The Trump administration last year announced the end of the Obama-era DACA program, calling on Congress to create a legal path toward citizenship for Dreamers. However, that has yet to happen. In the meantime, the federal courts have intervened to protect DACA-eligible residents from immigration enforcement.

“Dreamers deserve the opportunity to pursue an education,” Colorado Gov. John Hickenlooper said in the CMC news release.

“These students need champions like the leaders at Colorado Mountain College and its donors who continue to stitch a safety net in the absence of comprehensive immigration reform,” the governor said.

INCOME-BASED PAYMENTS

Fund Sueños works by allowing students to pay for college through income-share agreements, or ISAs, where students pay no up-front tuition in exchange for a fixed percentage of income after graduation over a set period of time.

Most jobs in Colorado’s growing economy require some form of education beyond high school, CMC officials point out.

They point to a Georgetown University study which found that, without major changes to the U.S. postsecondary system, the economy will fall short 5 million workers with relevant certificates and degrees by 2020.

“Fund Sueños is just one of the strategic measures CMC is taking to close the achievement gap and ensure that all students reach their full potential,” according to the statement.

The program also has the backing of renowned philanthropist Walter Isaacson, professor of history at Tulane University and former CEO of the Aspen Institute, chairman of CNN and editor of Time magazine.

“Meaningful changes in American history are not always the result of power and influence, but rather innovation, tenacity and resourcefulness,” Issacson said. “I have worked closely with Colorado Mountain College for years and know it is a place of rare determination and imagination.”

He called the income-sharing agreement plan for DACA students “a significant contribution to the national dialogue on immigration and economic assimilation,” and said it serves as a financial stimulus for the whole country.

ISAs are becoming a popular option for many colleges and universities as college costs and student loan debt continue to rise, because they are designed to align costs with student success and provide an income-based payment option.

The Fund Sueños program will take effect immediately for CMC students who have limited or no other options. As designed, recipients will replenish the fund over time, “paying it forward” to future students, according to the statement. That concept was important to donors and to members of the pilot class, Hauser said.

“The rising cost of higher education continues to be a barrier for many Dreamers, especially because they are not able to access traditional financial assistance,” added Luis A. Colón, chairman of the Colorado Commission on Higher Education. “What CMC developed is truly groundbreaking and should serve as an example to the nation of how a creative, forward-thinking college can expand opportunities for all.”

MODEL FOR OTHERS

It could serve as a model for other philanthropic efforts on a national level, too, said Jamie Merisotis, president and CEO for the Lumina Foundation.

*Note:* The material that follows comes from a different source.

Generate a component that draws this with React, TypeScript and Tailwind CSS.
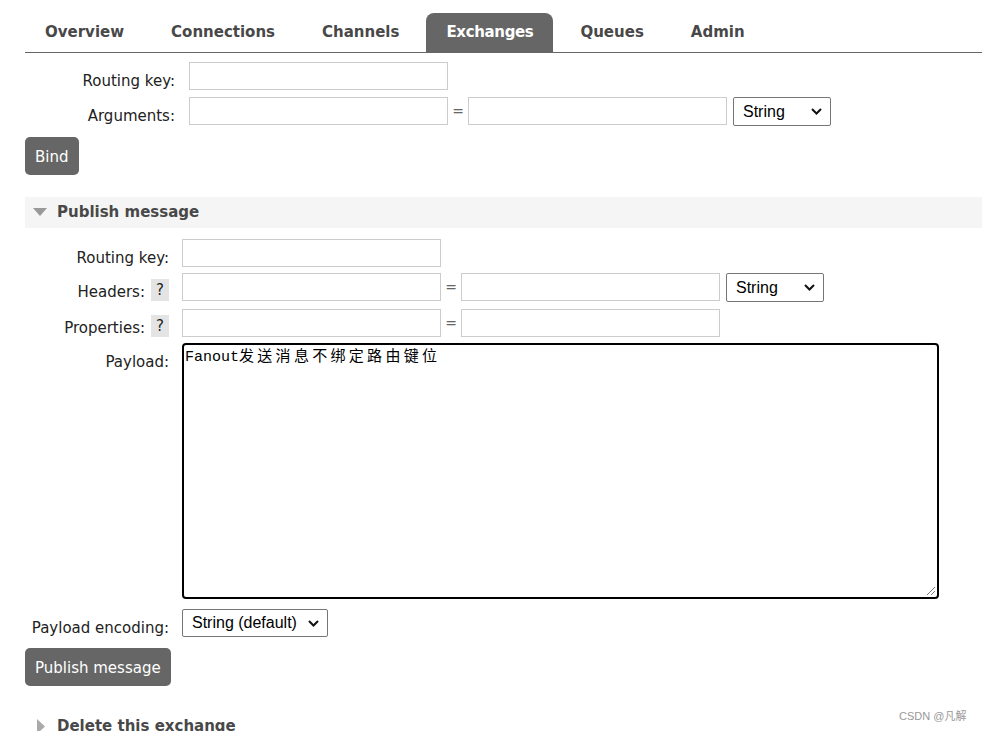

“We applaud creative, student-centered funding opportunities for those who are too often left out of public financial aid systems,” Merisotis said. “The college is not just relieving financial stress for these students — it’s also helping Colorado find and develop talent that it desperately needs.”

Vemo Education, an education technology company, will help CMC design, implement and maintain the initiative.

“We are proud to be supporting such an innovative approach,” said Vemo Foundation founder Tonio DeSorrento. “We are also optimistic about its potential to change the conversation about access to higher education including the obligation institutions have to ensure outcomes tied to student success.”

CMC is set up as an open-access institution, meaning admission is not restricted based on a student’s immigration status, explained Debra Crawford, PIO for the college.

Students must show that they are eligible for in-state or in-district tuition rates. DACA students qualify for those rates because of the state’s ASSET law, and because they are legally eligible to work. While they can receive private scholarship funds, they are not eligible for federal financial aid, including Pell Grants and federal loans.